For the show on now in San Francisco, the first large format square picture as you enter (36”x 36”) appropriately pays tribute to and moves on from Dorothea Lange:
You look up at the glorious larger than life sized print, given rich texture in the California sun, and you feel the subject’s power. There’s confidence in framing an arm as solid as a stump and imposing it on us front and center. Even more so for it seeming to be there so casually, no pity or anger, no braggadocio. In the distance beyond is the farmland and the fluffy clouds. A day off for this laborer, perhaps. A bold positive choice at the gallery that excites you to see more.
The printing is exceptional as can only come from large format images made by a master of light. Once Black leaves the Central Valley he begins to experiment with white sometimes taking on operatic proportions. The last time it snowed in his hometown of Visalia was January 25th, 1999, but six of the twenty-two pictures in the exhibition are of snow. Out of town Black experiments during storms, leaving the shutter open for different amounts of time.
Snow becomes in turns abstract, epic, poetic; landscapes with dark figures moving here, moving there, always away from us like memories. In a vacant big box store parking lot in Michigan where there is concrete evidence of poverty, Black opens the story up and lets fiction deepen it.

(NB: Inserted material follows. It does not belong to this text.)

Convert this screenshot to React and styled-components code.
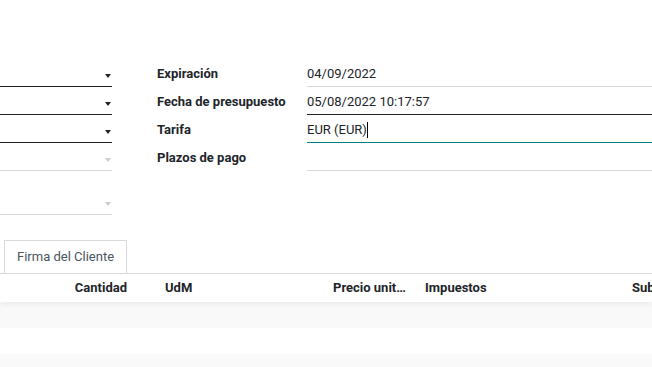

White snow creates a pinch of mystery like salt sprinkled on a blood sucker.
You can’t create evidence in any other medium quite like this.
[1] Selected Letters and Photographs of Lewis W. Hine. Ed. by Daile Kaplan. Washington: Smithsonian Institution Press, 1992. Library of Congress, National Child Labor Committee Collection.
[2] The Journal of American History, Vol. 93, №3 (Dec. 2006) p. 698, Oxford University Press
[3] “American Geography,” short film by Matt Black, 12:38–12:49 mins.